La continuité de la matière est présentée comme étant une hypothèse sur les choses pour démolir l’autre moitié de l’hypothèse de cette querelle. Or la continuité de la matière n’est pas davantage une hypothèse sur les choses que ne l'est l’hypothèse de l’atome indivisible. Cette dernière relève entièrement d’une construction fictive de même acabit, tout comme l’ubiquité de la matière continue coïncide également avec notre penser des choses, ainsi que cela a déjà été expliqué dans le chapitre "Néant, espace et temps".
 
Nous pensons le monde comme un continuum de représentations, parce que, aussi longtemps que nous pensons, une continuité d'idées, ou de représentations en images, est consciente en nous, et parce que toute pensée est limitée par une autre pensée, comme chaque représentation ou chaque chose est limitée par une autre chose. Nous ne sommes tout simplement  pas capables de penser autre chose que des choses, et de ce fait il n'y a pas d'espace vide, ni d'inter-espaces vides entre les ultimes entités atomiques - et finalement pas d'entités atomiques ultimes.
 
Le continuum de matière - c'est-à-dire les choses - et les entités atomiques indivisibles forment une construction auxiliaire, qui ressemble à un concept, une construction indispensable pour expliquer scientifiquement les choses.
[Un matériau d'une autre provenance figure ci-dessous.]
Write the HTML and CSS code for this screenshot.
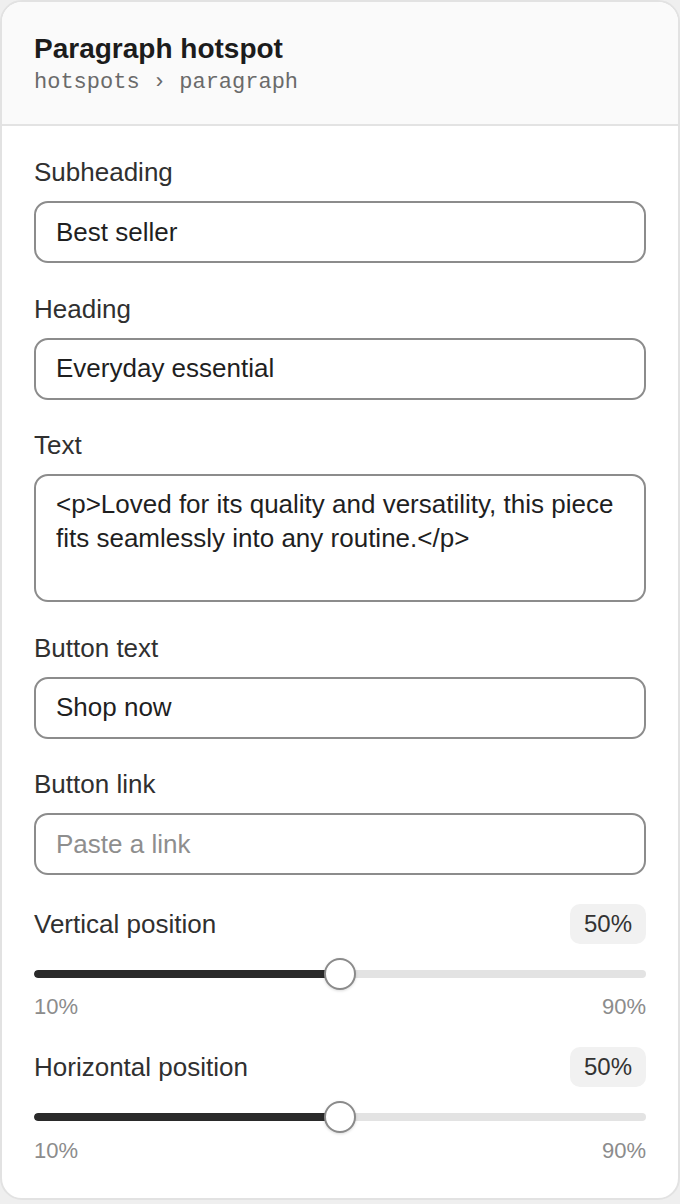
FILE: index.html
```html
<!DOCTYPE html>
<html lang="en">
<head>
<meta charset="utf-8">
<title>Paragraph hotspot</title>
<link rel="stylesheet" href="styles.css">
</head>
<body>
<div class="card">
  <header class="card-header">
    <h1 class="title">Paragraph hotspot</h1>
    <div class="crumbs">hotspots › paragraph</div>
  </header>
  <div class="card-body">
    <div class="field">
      <label class="label">Subheading</label>
      <input class="input" type="text" value="Best seller">
    </div>
    <div class="field">
      <label class="label">Heading</label>
      <input class="input" type="text" value="Everyday essential">
    </div>
    <div class="field">
      <label class="label">Text</label>
      <textarea class="input textarea">&lt;p&gt;Loved for its quality and versatility, this piece fits seamlessly into any routine.&lt;/p&gt;</textarea>
    </div>
    <div class="field">
      <label class="label">Button text</label>
      <input class="input" type="text" value="Shop now">
    </div>
    <div class="field">
      <label class="label">Button link</label>
      <input class="input" type="text" placeholder="Paste a link">
    </div>
    <div class="field">
      <div class="range-head">
        <span class="label">Vertical position</span>
        <span class="badge">50%</span>
      </div>
      <div class="slider">
        <div class="track"><div class="fill" style="width:50%"></div></div>
        <div class="thumb" style="left:50%"></div>
      </div>
      <div class="range-scale"><span>10%</span><span>90%</span></div>
    </div>
    <div class="field">
      <div class="range-head">
        <span class="label">Horizontal position</span>
        <span class="badge">50%</span>
      </div>
      <div class="slider">
        <div class="track"><div class="fill" style="width:50%"></div></div>
        <div class="thumb" style="left:50%"></div>
      </div>
      <div class="range-scale"><span>10%</span><span>90%</span></div>
    </div>
  </div>
</div>
</body>
</html>
```

FILE: styles.css
```css
* { box-sizing: border-box; }

html, body {
  margin: 0;
  padding: 0;
  background: #efefef;
}

body {
  font-family: "Liberation Sans", Arial, sans-serif;
  color: #2f2f2f;
}

.card {
  width: 680px;
  background: #ffffff;
  border: 2px solid #e2e2e2;
  border-radius: 22px;
  overflow: hidden;
}

.card-header {
  background: #fafafa;
  border-bottom: 2px solid #e3e3e3;
  padding: 30px 32px 27px;
}

.title {
  margin: 0;
  font-size: 28px;
  line-height: 34px;
  font-weight: 700;
  color: #1c1c1c;
}

.crumbs {
  margin-top: 3px;
  font-family: "Liberation Mono", "Courier New", monospace;
  font-size: 22px;
  line-height: 28px;
  color: #6a6a6a;
}

.card-body {
  padding: 29px 32px 36px;
  display: flex;
  flex-direction: column;
  gap: 28.6px;
}

.field {
  display: flex;
  flex-direction: column;
}

.label {
  font-size: 26px;
  line-height: 34px;
  color: #303030;
  margin-bottom: 12px;
}

.input {
  display: block;
  width: 100%;
  height: 62px;
  border: 2px solid #8c8c8c;
  border-radius: 14px;
  padding: 12px 20px;
  font-family: "Liberation Sans", Arial, sans-serif;
  font-size: 26px;
  line-height: 1.3;
  color: #1f1f1f;
  background: #fff;
  outline: none;
}

.input::placeholder {
  color: #8e8e8e;
}

.textarea {
  height: 128px;
  resize: none;
  overflow: hidden;
  line-height: 33.5px;
  padding-top: 12px;
}

.range-head {
  display: flex;
  justify-content: space-between;
  align-items: center;
  height: 40px;
}

.range-head .label {
  margin-bottom: 0;
}

.badge {
  background: #f1f1f1;
  border-radius: 10px;
  padding: 4px 14px;
  font-size: 24px;
  line-height: 32px;
  color: #333;
}

.slider {
  position: relative;
  height: 32px;
  margin-top: 14px;
  display: flex;
  align-items: center;
}

.track {
  width: 100%;
  height: 8px;
  border-radius: 4px;
  background: #e3e3e3;
  overflow: hidden;
}

.fill {
  height: 100%;
  background: #2a2a2a;
  border-radius: 4px 0 0 4px;
}

.thumb {
  position: absolute;
  top: 0;
  width: 32px;
  height: 32px;
  margin-left: -16px;
  border-radius: 50%;
  background: #fff;
  border: 2px solid #8a8a8a;
  box-shadow: 0 1px 3px rgba(0, 0, 0, 0.15);
}

.range-scale {
  display: flex;
  justify-content: space-between;
  margin-top: 5.5px;
  font-size: 22px;
  line-height: 23px;
  color: #8c8c8c;
}
```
La continuité de toutes ces choses concrètes et cohérentes pour notre représentation devient compréhensible par le concept de mouvement, dans lequel nous devons penser la continuité dissoute en entités atomiques discontinues pour rendre le mouvement intelligible. Ainsi, la théorie des atomes et la continuité de la matière sont en interrelation et s'avèrent toutes les deux nécessaires.
 
Pourquoi la théorie du mouvement repose-t-elle sur l'atomisme ? Des tentatives ont été faites pour la faire reposer directement sur l'expérience première et la continuité, au lieu de la fonder sur une construction fictive du penser ; c'est d'ailleurs pourquoi elles ont eu aussi peu de succès. La continuité explique quelque chose - un peu -, l'atomisme explique tout ; plus exactement la théorie du mouvement explique tout sur la base de l'atomisme, comme je le montrerai. Pour cette raison l'hypothèse de particules ultimes indivisibles est l'hypothèse, à côté de laquelle aucune autre n'est à considérer. Elle accomplit tout ce que nous devons en attendre, et par conséquent nous nous y tenons.
 
Sur la base de la continuité de la matière, il ne serait même pas possible d'établir une théorie imparfaite du mouvement,  susceptible d'expliquer la juxtaposition et le changement de juxtaposition des choses composées ; ainsi la théorie du mouvement ne nous expliquerait-elle jamais la composition des choses ni les changements dans leur composition. Il faut renoncer à s'appuyer sur l'expérience première des choses encore plus que sur la continuité. Ce fondement doit être complètement abandonné, et le penser doit se plonger en lui-même pour produire par lui-même, tout seul,les abstractions qui rendent compréhensible le monde des choses.
 
L'entendement pratique ne mène pas à une doctrine des choses, mais seulement, sur la base de la base de l'hypothèse des atomes, à une doctrine du mouvement, dans laquelle on ne se posera plus de questions sur la qualité des choses. Néanmoins demeure valable que nous sommes complètement matérialistes dans l'entendement pratique, puisque seules les choses y ont une totale validité – à vrai dire il faudrait parler seulement de phoronomie, et pas de matérialisme, car nous ne connaissons pas la matière - l'hypothèse des entités atomiques n'est assurément pas la matière. Le matérialisme est cependant justifié dans la mesure où nous n'entendons pas par "matière" un support matériel absolument réel, mais notre corporalité matérielle relative; et ce aussi longtemps que nous considérons comme étant le seul but de notre entendement pratique de penser les choses, telles qu'elles apparaissent à l'expérience des sens, et que la théorie du mouvement sert à unifier notre penser des choses pour les besoins de l'explication scientifique.  
 
En dernière analyse, le matérialisme signifie pour nous la doctrine du mouvement. Non seulement elle explique les choses, mais elle nous aide à améliorer notre vie pratique dans ce monde des choses avec ce qu'elle retire de la science tout entière. Dans ce sens, les choses, seulement les choses, ont une validité dans l'entendement pratique, et nous sommes ainsi des matérialistes. CE matérialisme relatif nous satisfait pleinement car il est très bien justifié, et nous y adhérons totalement dans la logique du penser puisqu'il est pour nous identique au penser relatif de l'entendement pratique. Il nous satisfait donc à merveille, mais nous récusons le matérialisme absolu, superstitieux et fou : un matérialisme insensé dépourvu de matière !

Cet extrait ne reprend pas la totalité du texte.